More from Jim Collins:

Separating probability from consequences is a key to leading an entrepreneurial life. When I taught at the Stanford Graduate School of Business, many of my students failed to grasp this distinction, and it limited their options. One came to my office and said, "I'd really like to start my own company, but it
just seems so risky, so I'm going to take a job with IBM."
"What would happen if you give your startup the full try and failed?" I asked.
"I suppose I would go and get a job," she said.
"And how hard would that be?"
"Not very hard."
"So you're telling me that the worst-case scenario is that you'd be right back where you are now: looking at getting a regular job."
For a Stanford MBA, trying a startup was like going to fallure on a well-bolted sport route. Sure, the odds of success were low, but the consequences of falling were minimal. The rope would catch her. She went out on her own, gave it the full effort, and managed to climb through and build a successful startup. But she would never have known that if she had not separated probability from consequence.
The point here is to be clear on the difference between probability and consequence, and to act accordingly. On dangerous routes (or life situations that would destroy you or your company), you should avoid climbing to fallure, no matter how difficult or easy the terrain, unless you have no other choice. On sport routes with big, solid bolts (like Crystal Ball,
or the startup venture of my student), you can take on difficult challenges with a 5% chance of success and throw yourself into full fallure mode. It might be scary, but it's not dangerous.

I am wondering how many of us in North America can really even tell the difference between scary and dangerous. I had an Irish friend remark to me one day, "Hey there aren't any bullets flying...we're doing okay." And when I think of what we consider poverty and how depressed, isolated and frozen it can make us and then compare it to what is experienced by most of the rest of humanity--I get this energizing shock of perspective. I have begun to think that we are so insulated by our culture of entitlement that we have surrendered our basic human capacity--and desire even--to fend for ourselves. The urge to test, to see if we can measure up to what life throws at us--the inner urge to true maturity and adulthood. And there is something here too about a connection to the earth--about nature. I am thinking about the practice of walkabout and vision quest and how they are an essential part of becoming an adult. The exercise of self-reliance and the self-knowledge that arises from it. How many of us have had the conscious experience of holding our own lives in our hands--of knowing that we and we alone have the capacity to shape them into works of beauty and power?
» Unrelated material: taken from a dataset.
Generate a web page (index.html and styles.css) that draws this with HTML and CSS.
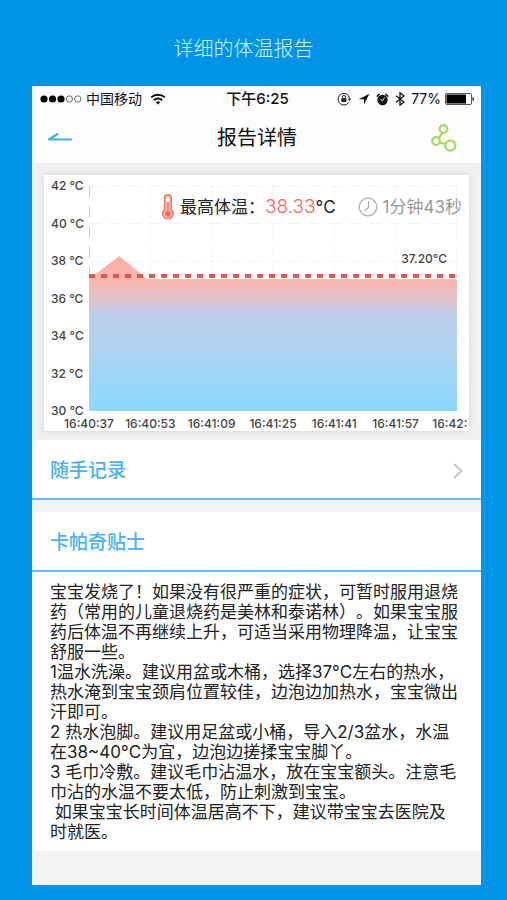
FILE: index.html
```html
<!DOCTYPE html>
<html lang="zh-CN">
<head>
    <meta charset="UTF-8">
    <meta name="viewport" content="width=device-width, initial-scale=1.0">
    <title>报告详情</title>
    <link rel="stylesheet" href="styles.css">
</head>
<body>
    <h2 class="caption">详细的体温报告</h2>
    <div class="phone">
        <div class="status-bar">
            <div class="status-left">
                <svg class="signal" width="42" height="10" viewBox="0 0 42 10">
                    <circle cx="4" cy="5" r="3.6"/>
                    <circle cx="12.5" cy="5" r="3.6"/>
                    <circle cx="21" cy="5" r="3.6"/>
                    <circle cx="29.3" cy="5" r="3.2" fill="none" stroke="#333" stroke-width="0.7"/>
                    <circle cx="37.8" cy="5" r="3.2" fill="none" stroke="#333" stroke-width="0.7"/>
                </svg>
                <span>中国移动</span>
                <svg class="wifi" width="16" height="12" viewBox="0 0 16 12" fill="none" stroke="#111" stroke-width="2">
                    <path d="M1.2 4.4a9.8 9.8 0 0 1 13.6 0"/>
                    <path d="M3.9 7.2a5.9 5.9 0 0 1 8.2 0"/>
                    <path d="M8 11.5L5.8 9.2a3.2 3.2 0 0 1 4.4 0z" fill="#111" stroke="none"/>
                </svg>
            </div>
            <div class="status-time">下午6:25</div>
            <div class="status-right">
                <svg width="15" height="14" viewBox="0 0 15 14" fill="none" stroke="#222" stroke-width="1">
                    <path d="M11.6 10.6A5.8 5.8 0 1 1 12.6 6.4"/>
                    <path d="M10.6 6.4h3.8l-1.9 2.6z" fill="#222" stroke="none"/>
                    <rect x="4.4" y="6.2" width="5" height="3.8" fill="#222" stroke="none"/>
                    <path d="M5.4 6.4V5a1.5 1.5 0 0 1 3 0v1.4"/>
                </svg>
                <svg width="12" height="12" viewBox="0 0 12 12">
                    <path d="M11.4 0.8L0.8 6.2H6v5.2z" fill="#111"/>
                </svg>
                <svg width="13" height="13" viewBox="0 0 13 13">
                    <circle cx="6.5" cy="7" r="5.2" fill="#111"/>
                    <path d="M0.9 3.6L3.5 1M12.1 3.6L9.5 1" stroke="#111" stroke-width="1.5"/>
                    <path d="M6.5 7.6l2.2-3M6.5 7.6L4.6 6.4" stroke="#fff" stroke-width="1"/>
                </svg>
                <svg width="10" height="14" viewBox="0 0 10 14" fill="none" stroke="#111" stroke-width="1.3">
                    <path d="M1 3.8l8 6.2-4 3.2V0.8L9 4 1 10.2"/>
                </svg>
                <span>77%</span>
                <svg class="battery" width="30" height="12" viewBox="0 0 30 12">
                    <rect x="0.5" y="0.5" width="26" height="11" rx="1.5" fill="#fff" stroke="#555"/>
                    <rect x="1.5" y="1.5" width="19.5" height="9" fill="#000"/>
                    <path d="M27.5 4c2 0.4 2 3.6 0 4z" fill="#222"/>
                </svg>
            </div>
        </div>

        <header class="nav-bar">
            <button class="nav-btn" type="button" aria-label="返回">
                <svg width="26" height="12" viewBox="0 0 26 12" fill="none" stroke="#3fb0f7" stroke-width="2.2" stroke-linecap="round" stroke-linejoin="round">
                    <path d="M24 7.5H1.8L10.5 2"/>
                </svg>
            </button>
            <h1>报告详情</h1>
            <button class="nav-btn share" type="button" aria-label="分享">
                <svg width="26" height="28" viewBox="0 0 26 28" fill="none" stroke="#a3dc5c" stroke-width="2.2">
                    <circle cx="12.5" cy="5" r="3.8"/>
                    <circle cx="5" cy="17" r="3.8"/>
                    <circle cx="19.3" cy="21.6" r="5"/>
                    <path d="M11 8.6C9.6 11 9 12.5 7.8 14.5M8.6 18.4c2 0.9 3.4 0.4 5.8 1.6"/>
                </svg>
            </button>
        </header>

        <section class="report">
            <div class="card">
                <div class="summary">
                    <svg class="thermometer" width="14" height="26" viewBox="0 0 14 26" fill="none" stroke="#fb7162">
                        <path d="M3.5 15.5V4a3.4 3.4 0 0 1 6.8 0v11.5a5.3 5.3 0 1 1-6.8 0z" fill="#ffb9b0" stroke-width="1.4"/>
                        <path d="M5.4 4.2a1.5 1.5 0 0 1 3 0V8h-3z" fill="#fff" stroke="none"/>
                        <path d="M6.9 8v10M8.2 9h-2M8.2 11.5h-2M8.2 14h-2" stroke-width="1"/>
                        <circle cx="6.9" cy="19.8" r="2.4" fill="#fb6052"/>
                    </svg>
                    <span class="label">最高体温：</span>
                    <span class="value">38.33</span>
                    <span class="unit">°C</span>
                    <svg class="clock" width="20" height="20" viewBox="0 0 20 20" fill="none" stroke="#b0b0b0" stroke-width="1.3">
                        <circle cx="10" cy="10" r="8.8"/>
                        <path d="M10.5 4v6.5L6.5 14"/>
                    </svg>
                    <span class="duration">1分钟43秒</span>
                </div>
                <div class="chart">
                    <div class="y-axis">
                        <span>42 °C</span>
                        <span>40 °C</span>
                        <span>38 °C</span>
                        <span>36 °C</span>
                        <span>34 °C</span>
                        <span>32 °C</span>
                        <span>30 °C</span>
                    </div>
                    <div class="plot">
                        <svg viewBox="0 0 368 225" preserveAspectRatio="none">
                            <defs>
                                <linearGradient id="heat" x1="0" y1="70" x2="0" y2="225" gradientUnits="userSpaceOnUse">
                                    <stop offset="0" stop-color="#ffb0a4"/>
                                    <stop offset="0.16" stop-color="#fcb6ae"/>
                                    <stop offset="0.29" stop-color="#dcc5d0"/>
                                    <stop offset="0.38" stop-color="#bccfec"/>
                                    <stop offset="0.6" stop-color="#b0d3f1"/>
                                    <stop offset="1" stop-color="#8cd7fe"/>
                                </linearGradient>
                            </defs>
                            <g class="grid">
                                <path d="M0 0.5H368M0 37.5H368M0 75H368M0 112.5H368M0 150H368M0 187.5H368"/>
                                <path d="M61.3 0V225M122.7 0V225M184 0V225M245.3 0V225M306.7 0V225M367.5 0V225"/>
                            </g>
                            <path d="M0 93L30 70L58 93H368V225H0z" fill="url(#heat)"/>
                            <path class="axis" d="M0.5 0V225"/>
                            <path class="limit" d="M0 90H368"/>
                        </svg>
                        <span class="limit-label">37.20°C</span>
                    </div>
                    <div class="x-axis">
                        <span>16:40:37</span>
                        <span>16:40:53</span>
                        <span>16:41:09</span>
                        <span>16:41:25</span>
                        <span>16:41:41</span>
                        <span>16:41:57</span>
                        <span class="last">16:42:</span>
                    </div>
                </div>
            </div>
        </section>

        <a class="row" href="#">
            <span>随手记录</span>
            <svg width="10" height="16" viewBox="0 0 10 16" fill="none" stroke="#c4c4c4" stroke-width="1.8">
                <path d="M1 1l7.5 7L1 15"/>
            </svg>
        </a>

        <section class="tips">
            <h2 class="row">卡帕奇贴士</h2>
            <div class="tips-text">
                <p>宝宝发烧了！如果没有很严重的症状，可暂时服用退烧药（常用的儿童退烧药是美林和泰诺林）。如果宝宝服药后体温不再继续上升，可适当采用物理降温，让宝宝舒服一些。</p>
                <p>1温水洗澡。建议用盆或木桶，选择37°C左右的热水，热水淹到宝宝颈肩位置较佳，边泡边加热水，宝宝微出汗即可。</p>
                <p>2 热水泡脚。建议用足盆或小桶，导入2/3盆水，水温在38~40°C为宜，边泡边搓揉宝宝脚丫。</p>
                <p>3 毛巾冷敷。建议毛巾沾温水，放在宝宝额头。注意毛巾沾的水温不要太低，防止刺激到宝宝。</p>
                <p>&nbsp;如果宝宝长时间体温居高不下，建议带宝宝去医院及时就医。</p>
            </div>
        </section>
    </div>
</body>
</html>
```
FILE: styles.css
```css
* {
    box-sizing: border-box;
}
body {
    margin: 0;
    padding: 37px 26px 15px 32px;
    background-color: #0094e7;
    font-family: Inter, "Noto Sans CJK SC", sans-serif;
    color: #222;
    text-spacing-trim: space-all;
}
h1, h2, p {
    margin: 0;
    font-weight: normal;
}
svg {
    display: block;
    flex: none;
}
.caption {
    height: 49px;
    padding-right: 26px;
    font-size: 20px;
    line-height: 24px;
    font-weight: 300;
    text-align: center;
    color: #d8f2ff;
}
.phone {
    background-color: #f3f3f3;
    padding-bottom: 34px;
}

/* status bar */
.status-bar {
    display: grid;
    grid-template-columns: 1fr auto 1fr;
    align-items: center;
    height: 26px;
    padding: 0 6px 0 8px;
    background-color: #fdfdfd;
    font-size: 14px;
    line-height: 20px;
    color: #111;
}
.status-left,
.status-right {
    display: flex;
    align-items: center;
}
.status-left {
    gap: 4px;
}
.wifi {
    margin-left: 4px;
}
.status-right {
    justify-content: flex-end;
    gap: 6px;
}
.battery {
    margin-left: -2px;
}
.status-time {
    font-size: 15px;
    font-weight: 500;
}

/* navigation */
.nav-bar {
    display: flex;
    align-items: center;
    justify-content: space-between;
    height: 51px;
    padding: 0 23px 0 15px;
    background-color: #fdfdfd;
}
.nav-bar h1 {
    font-size: 20px;
    line-height: 28px;
    color: #111;
}
.nav-btn {
    display: flex;
    width: 36px;
    padding: 0;
    border: none;
    background: none;
    cursor: pointer;
}
.nav-btn.share {
    width: 27px;
}

/* chart card */
.report {
    padding: 12px 12px 9px;
    background-color: #f0f0f0;
}
.card {
    position: relative;
    overflow: hidden;
    padding: 11px 12px 0 7px;
    background-color: #fff;
    box-shadow: 0 0 6px rgba(0, 0, 0, 0.12);
}
.chart {
    display: grid;
    grid-template-columns: 38px 1fr;
    font-size: 12px;
    line-height: 14px;
    font-weight: 500;
    color: #444;
}
.y-axis {
    display: flex;
    flex-direction: column;
    justify-content: space-between;
    margin: -7px 0;
}
.plot {
    position: relative;
    height: 225px;
}
.plot svg {
    width: 100%;
    height: 100%;
}
.plot path {
    vector-effect: non-scaling-stroke;
}
.grid {
    fill: none;
    stroke: #f2f2f2;
    stroke-dasharray: 12 8;
}
.axis {
    stroke: #ccc;
    stroke-dasharray: 12 8;
}
.limit {
    stroke: #e25555;
    stroke-width: 4;
    stroke-dasharray: 6 6;
}
.limit-label {
    position: absolute;
    right: 10px;
    top: 66px;
}
.x-axis {
    grid-column: 2;
    display: grid;
    grid-template-columns: repeat(7, calc(100% / 6));
    margin-left: calc(-100% / 12);
    margin-right: calc(100% / 12);
    padding: 6px 0 0;
    text-align: center;
}
.x-axis .last {
    padding-left: 6px;
    text-align: left;
}
.summary {
    position: absolute;
    z-index: 1;
    top: 18px;
    right: 7px;
    display: flex;
    align-items: center;
    font-size: 17px;
    line-height: 28px;
}
.thermometer {
    margin-right: 5px;
}
.value {
    font-size: 19px;
    font-weight: 300;
    color: #fb6a5b;
}
.clock {
    margin: 0 5px 0 22px;
}
.duration {
    color: #999;
}

/* list rows */
.row {
    display: flex;
    align-items: center;
    justify-content: space-between;
    height: 60px;
    padding: 4px 18px 0;
    border-bottom: 2px solid #62bdf5;
    background-color: #fff;
    font-size: 19px;
    line-height: 28px;
    font-weight: 500;
    color: #45b2f5;
    text-decoration: none;
}
.tips {
    margin-top: 12px;
    background-color: #fff;
}
.tips-text {
    padding: 10px 20px 9px 18px;
    font-size: 17px;
    line-height: 20px;
    color: #222;
}
```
A last word from Jim Collins:

And in perhaps the biggest failure, we allow today's frame of mind to limit our creativity and capabilities. What we perceive as limits today will simply be viewed as stepping-stones to the ultimate limits of the next generation. So, why not join the next generation now, and step right on past the limits of today? Why wait?
Daniel Boorstin argued in his classic book The Discoverers (Random House, 1985) that the primary barrier to progress is not ignorance but the illusion of knowledge and expertise. Discoverers see more clearly what can be done because they have less knowledge about the way things are supposed to work and are not trapped by the limits of their times. Similarly, climbing teaches that breakthroughs come not primarily by changing what we do, but by changing first and foremost how we think about what we do. And that is the toughest climb of all.

Love and G'night all...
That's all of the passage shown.